DATA TO PROCESS »
──────────

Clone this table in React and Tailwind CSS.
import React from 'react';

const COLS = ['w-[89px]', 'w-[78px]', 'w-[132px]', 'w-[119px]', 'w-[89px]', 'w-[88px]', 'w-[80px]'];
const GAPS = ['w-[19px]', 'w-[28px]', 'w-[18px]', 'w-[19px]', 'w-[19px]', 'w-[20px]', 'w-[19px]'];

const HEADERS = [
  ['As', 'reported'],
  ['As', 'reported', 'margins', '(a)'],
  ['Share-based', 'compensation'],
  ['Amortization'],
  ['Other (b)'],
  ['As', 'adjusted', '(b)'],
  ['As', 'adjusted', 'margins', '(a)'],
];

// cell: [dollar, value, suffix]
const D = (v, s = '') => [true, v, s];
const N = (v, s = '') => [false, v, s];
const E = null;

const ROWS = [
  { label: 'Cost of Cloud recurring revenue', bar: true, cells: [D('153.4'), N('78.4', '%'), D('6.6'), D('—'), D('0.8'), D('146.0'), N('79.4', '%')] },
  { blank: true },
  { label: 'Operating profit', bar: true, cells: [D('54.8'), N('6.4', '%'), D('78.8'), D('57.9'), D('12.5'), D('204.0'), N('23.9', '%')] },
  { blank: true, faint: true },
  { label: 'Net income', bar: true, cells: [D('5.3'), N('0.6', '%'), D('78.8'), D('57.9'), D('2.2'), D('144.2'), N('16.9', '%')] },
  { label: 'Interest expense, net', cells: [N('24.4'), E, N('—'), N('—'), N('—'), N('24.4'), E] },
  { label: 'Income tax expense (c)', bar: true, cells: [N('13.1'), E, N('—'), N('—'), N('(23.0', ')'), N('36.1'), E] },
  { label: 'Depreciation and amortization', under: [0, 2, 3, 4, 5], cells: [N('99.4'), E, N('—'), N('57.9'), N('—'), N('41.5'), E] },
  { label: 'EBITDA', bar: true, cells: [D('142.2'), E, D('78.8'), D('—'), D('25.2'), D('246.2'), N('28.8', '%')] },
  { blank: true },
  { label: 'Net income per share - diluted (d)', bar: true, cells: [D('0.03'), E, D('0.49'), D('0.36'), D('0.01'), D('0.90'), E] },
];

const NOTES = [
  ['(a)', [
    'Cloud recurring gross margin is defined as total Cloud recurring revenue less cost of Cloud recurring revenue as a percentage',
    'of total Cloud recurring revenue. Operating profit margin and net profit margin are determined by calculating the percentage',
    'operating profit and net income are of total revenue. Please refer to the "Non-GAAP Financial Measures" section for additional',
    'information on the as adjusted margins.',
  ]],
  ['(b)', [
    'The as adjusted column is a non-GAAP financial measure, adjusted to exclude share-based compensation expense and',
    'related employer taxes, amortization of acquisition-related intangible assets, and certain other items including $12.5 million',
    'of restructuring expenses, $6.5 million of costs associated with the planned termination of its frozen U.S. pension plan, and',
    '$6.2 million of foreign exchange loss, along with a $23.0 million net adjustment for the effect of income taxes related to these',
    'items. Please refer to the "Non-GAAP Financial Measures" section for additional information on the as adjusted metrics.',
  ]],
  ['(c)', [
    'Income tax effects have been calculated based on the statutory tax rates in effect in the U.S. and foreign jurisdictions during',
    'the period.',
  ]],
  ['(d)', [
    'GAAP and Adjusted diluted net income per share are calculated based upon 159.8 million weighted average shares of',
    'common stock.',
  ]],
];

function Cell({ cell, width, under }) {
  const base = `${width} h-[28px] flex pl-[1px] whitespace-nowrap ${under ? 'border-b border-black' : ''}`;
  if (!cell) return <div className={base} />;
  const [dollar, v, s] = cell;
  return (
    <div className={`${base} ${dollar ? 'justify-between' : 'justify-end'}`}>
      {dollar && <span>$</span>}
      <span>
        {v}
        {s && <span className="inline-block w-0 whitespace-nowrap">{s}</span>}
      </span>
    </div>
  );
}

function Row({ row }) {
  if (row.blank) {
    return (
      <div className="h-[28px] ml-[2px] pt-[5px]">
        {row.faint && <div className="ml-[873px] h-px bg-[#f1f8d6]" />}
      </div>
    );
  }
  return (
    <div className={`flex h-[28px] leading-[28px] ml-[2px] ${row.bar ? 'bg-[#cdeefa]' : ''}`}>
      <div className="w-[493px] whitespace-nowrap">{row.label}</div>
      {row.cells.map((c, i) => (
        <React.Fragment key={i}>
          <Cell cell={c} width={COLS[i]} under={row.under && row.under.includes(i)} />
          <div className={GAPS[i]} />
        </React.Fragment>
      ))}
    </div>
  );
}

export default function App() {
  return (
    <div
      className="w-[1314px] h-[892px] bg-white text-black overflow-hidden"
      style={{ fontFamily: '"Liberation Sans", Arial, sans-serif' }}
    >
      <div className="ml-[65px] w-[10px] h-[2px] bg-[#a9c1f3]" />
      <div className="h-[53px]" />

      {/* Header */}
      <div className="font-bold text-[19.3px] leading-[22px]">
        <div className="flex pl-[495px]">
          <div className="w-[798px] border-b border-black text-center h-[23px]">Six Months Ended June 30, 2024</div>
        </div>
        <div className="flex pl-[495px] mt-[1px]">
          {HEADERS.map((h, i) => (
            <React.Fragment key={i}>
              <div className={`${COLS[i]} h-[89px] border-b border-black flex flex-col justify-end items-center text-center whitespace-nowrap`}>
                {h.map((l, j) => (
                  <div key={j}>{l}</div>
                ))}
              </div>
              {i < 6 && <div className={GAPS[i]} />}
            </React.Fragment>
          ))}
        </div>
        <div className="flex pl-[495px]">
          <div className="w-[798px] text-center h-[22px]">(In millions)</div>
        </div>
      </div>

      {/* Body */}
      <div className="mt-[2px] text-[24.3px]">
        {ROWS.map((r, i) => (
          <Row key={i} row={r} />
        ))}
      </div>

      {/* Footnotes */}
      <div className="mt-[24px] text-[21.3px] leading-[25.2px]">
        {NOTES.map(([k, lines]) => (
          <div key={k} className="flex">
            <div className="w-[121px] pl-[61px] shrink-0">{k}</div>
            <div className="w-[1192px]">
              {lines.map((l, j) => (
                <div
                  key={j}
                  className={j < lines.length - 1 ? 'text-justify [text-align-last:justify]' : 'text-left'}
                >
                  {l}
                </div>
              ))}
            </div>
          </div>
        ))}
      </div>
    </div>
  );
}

──────────

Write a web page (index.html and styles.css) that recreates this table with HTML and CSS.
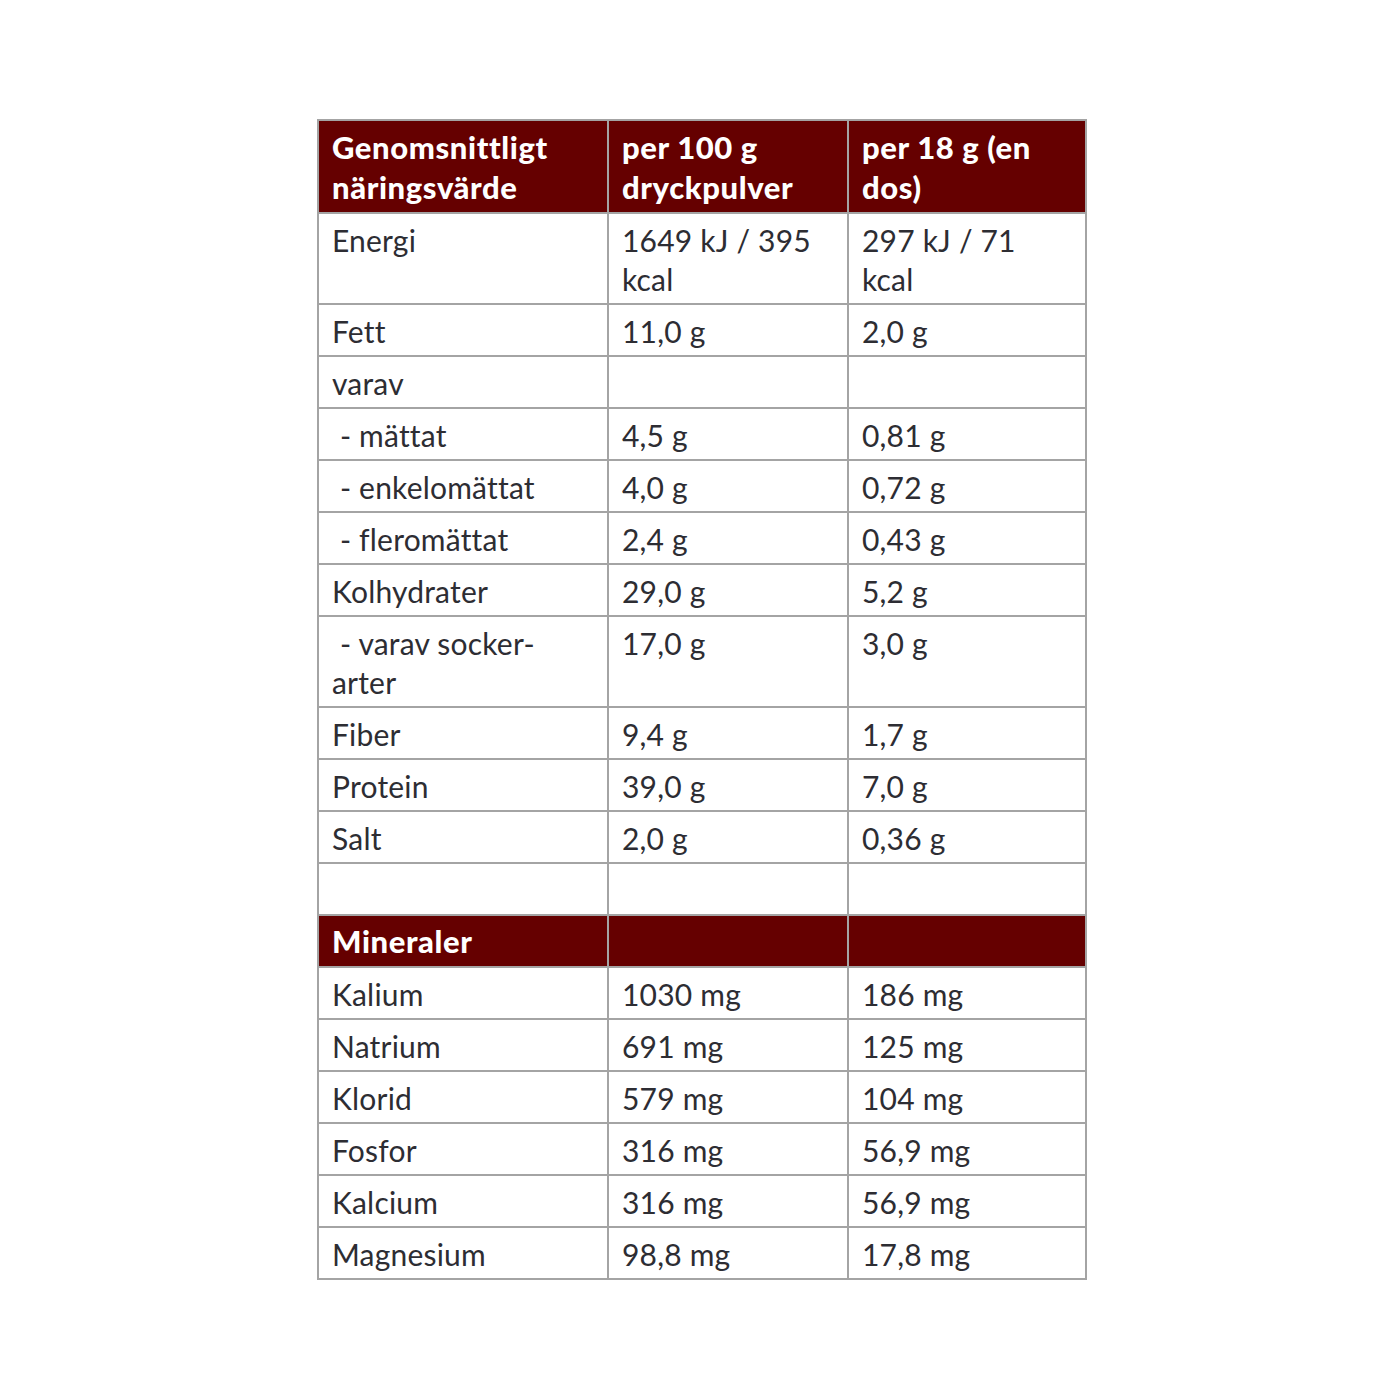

──────────

WHAT TO DO » In the data above, find the line that contains "Clone this table in React and Tailwind CSS." and the line that contains "const E = null;". Repeat exactly those lines and every line between them, and only those.

ANSWER FOR THE TASK »
Clone this table in React and Tailwind CSS.
import React from 'react';

const COLS = ['w-[89px]', 'w-[78px]', 'w-[132px]', 'w-[119px]', 'w-[89px]', 'w-[88px]', 'w-[80px]'];
const GAPS = ['w-[19px]', 'w-[28px]', 'w-[18px]', 'w-[19px]', 'w-[19px]', 'w-[20px]', 'w-[19px]'];

const HEADERS = [
  ['As', 'reported'],
  ['As', 'reported', 'margins', '(a)'],
  ['Share-based', 'compensation'],
  ['Amortization'],
  ['Other (b)'],
  ['As', 'adjusted', '(b)'],
  ['As', 'adjusted', 'margins', '(a)'],
];

// cell: [dollar, value, suffix]
const D = (v, s = '') => [true, v, s];
const N = (v, s = '') => [false, v, s];
const E = null;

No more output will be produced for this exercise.